— start Recorded information —

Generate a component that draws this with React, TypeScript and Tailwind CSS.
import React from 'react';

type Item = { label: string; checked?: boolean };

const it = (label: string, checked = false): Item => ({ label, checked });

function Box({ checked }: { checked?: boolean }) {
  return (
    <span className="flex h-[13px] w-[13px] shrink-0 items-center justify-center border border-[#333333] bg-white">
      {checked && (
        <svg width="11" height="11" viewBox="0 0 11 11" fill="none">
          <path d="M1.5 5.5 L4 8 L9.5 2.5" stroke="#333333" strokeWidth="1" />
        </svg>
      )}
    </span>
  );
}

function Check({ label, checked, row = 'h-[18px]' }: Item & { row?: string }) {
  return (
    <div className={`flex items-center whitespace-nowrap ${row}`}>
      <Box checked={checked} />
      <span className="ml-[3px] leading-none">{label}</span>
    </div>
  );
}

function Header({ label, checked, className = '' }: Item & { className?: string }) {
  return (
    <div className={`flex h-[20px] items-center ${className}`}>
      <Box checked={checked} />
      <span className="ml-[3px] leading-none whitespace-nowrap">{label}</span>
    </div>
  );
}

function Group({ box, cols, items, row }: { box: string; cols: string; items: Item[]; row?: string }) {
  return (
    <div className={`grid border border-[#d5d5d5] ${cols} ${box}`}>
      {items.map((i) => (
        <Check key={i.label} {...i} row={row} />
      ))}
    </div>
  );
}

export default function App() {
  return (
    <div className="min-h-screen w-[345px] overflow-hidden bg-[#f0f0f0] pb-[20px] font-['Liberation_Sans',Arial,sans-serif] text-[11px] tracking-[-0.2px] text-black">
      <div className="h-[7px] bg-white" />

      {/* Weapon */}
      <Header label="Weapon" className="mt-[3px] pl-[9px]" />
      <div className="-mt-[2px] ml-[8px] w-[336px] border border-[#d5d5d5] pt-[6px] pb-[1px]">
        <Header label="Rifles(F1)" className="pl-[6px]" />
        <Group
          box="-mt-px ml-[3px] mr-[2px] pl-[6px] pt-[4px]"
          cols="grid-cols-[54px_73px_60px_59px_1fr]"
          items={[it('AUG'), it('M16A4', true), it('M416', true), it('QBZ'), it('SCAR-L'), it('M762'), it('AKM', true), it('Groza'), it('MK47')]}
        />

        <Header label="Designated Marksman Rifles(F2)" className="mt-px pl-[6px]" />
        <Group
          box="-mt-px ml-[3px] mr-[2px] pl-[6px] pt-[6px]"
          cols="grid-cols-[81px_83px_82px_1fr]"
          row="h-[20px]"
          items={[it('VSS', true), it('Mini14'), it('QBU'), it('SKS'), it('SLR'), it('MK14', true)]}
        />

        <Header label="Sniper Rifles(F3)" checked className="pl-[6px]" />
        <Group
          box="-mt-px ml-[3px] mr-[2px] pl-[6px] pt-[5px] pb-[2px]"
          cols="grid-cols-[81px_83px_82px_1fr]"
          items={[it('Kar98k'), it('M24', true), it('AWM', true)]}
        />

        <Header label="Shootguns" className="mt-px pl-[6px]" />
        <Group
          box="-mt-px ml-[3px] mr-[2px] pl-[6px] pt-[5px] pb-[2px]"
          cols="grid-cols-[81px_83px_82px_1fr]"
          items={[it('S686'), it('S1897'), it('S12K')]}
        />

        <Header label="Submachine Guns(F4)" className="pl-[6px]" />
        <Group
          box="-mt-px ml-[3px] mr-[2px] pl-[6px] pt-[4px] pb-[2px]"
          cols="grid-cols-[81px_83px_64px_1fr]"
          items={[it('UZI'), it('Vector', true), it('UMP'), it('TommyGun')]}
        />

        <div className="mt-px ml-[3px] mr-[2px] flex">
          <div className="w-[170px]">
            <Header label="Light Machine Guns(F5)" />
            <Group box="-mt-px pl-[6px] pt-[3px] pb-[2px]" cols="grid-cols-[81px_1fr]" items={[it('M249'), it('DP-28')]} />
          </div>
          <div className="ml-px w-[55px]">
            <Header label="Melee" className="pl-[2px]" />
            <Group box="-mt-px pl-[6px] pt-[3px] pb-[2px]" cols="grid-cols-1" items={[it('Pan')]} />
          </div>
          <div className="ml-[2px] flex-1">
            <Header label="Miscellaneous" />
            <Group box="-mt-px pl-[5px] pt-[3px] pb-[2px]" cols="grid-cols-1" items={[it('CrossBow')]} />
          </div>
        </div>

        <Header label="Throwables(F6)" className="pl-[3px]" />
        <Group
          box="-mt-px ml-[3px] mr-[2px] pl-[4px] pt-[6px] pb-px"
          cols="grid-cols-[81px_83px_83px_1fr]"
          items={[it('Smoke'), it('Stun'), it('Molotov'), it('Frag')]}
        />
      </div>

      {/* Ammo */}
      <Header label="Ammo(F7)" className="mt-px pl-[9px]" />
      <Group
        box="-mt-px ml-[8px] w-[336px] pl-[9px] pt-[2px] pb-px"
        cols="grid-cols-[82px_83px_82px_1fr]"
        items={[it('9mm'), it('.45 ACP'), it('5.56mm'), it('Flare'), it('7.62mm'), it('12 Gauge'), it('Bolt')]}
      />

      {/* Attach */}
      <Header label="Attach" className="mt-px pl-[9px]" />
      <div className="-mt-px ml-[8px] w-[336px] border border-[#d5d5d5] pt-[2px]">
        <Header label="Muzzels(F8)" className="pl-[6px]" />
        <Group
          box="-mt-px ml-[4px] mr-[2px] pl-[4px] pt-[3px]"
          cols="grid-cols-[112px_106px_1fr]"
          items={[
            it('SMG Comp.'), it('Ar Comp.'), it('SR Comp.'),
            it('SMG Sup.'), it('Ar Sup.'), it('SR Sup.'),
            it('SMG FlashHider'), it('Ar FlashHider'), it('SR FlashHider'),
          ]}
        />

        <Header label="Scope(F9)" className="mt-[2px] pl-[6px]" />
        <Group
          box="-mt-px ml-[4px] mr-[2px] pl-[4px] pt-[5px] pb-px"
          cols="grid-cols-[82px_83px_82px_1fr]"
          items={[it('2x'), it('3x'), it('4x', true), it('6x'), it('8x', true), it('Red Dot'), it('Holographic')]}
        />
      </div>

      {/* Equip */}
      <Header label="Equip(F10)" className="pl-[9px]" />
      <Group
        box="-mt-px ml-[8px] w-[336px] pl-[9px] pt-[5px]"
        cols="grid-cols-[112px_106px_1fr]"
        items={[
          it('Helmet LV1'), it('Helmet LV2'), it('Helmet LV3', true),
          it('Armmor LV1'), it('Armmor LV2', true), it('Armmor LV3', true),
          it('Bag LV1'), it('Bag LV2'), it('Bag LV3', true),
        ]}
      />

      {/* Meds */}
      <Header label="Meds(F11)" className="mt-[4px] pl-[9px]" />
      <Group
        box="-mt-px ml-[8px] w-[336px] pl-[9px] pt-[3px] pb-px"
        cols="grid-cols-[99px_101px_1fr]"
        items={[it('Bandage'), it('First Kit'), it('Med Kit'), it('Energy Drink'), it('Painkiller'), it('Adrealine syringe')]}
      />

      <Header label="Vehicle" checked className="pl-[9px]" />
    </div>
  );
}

— end Recorded information —

• [What is being asked]:
Exactly as they appear, please write out the lines from the opening of the listing above down to the line containing "const it = (label: string, checked", with both end lines included.

• [Correct answer]:
Generate a component that draws this with React, TypeScript and Tailwind CSS.
import React from 'react';

type Item = { label: string; checked?: boolean };

const it = (label: string, checked = false): Item => ({ label, checked });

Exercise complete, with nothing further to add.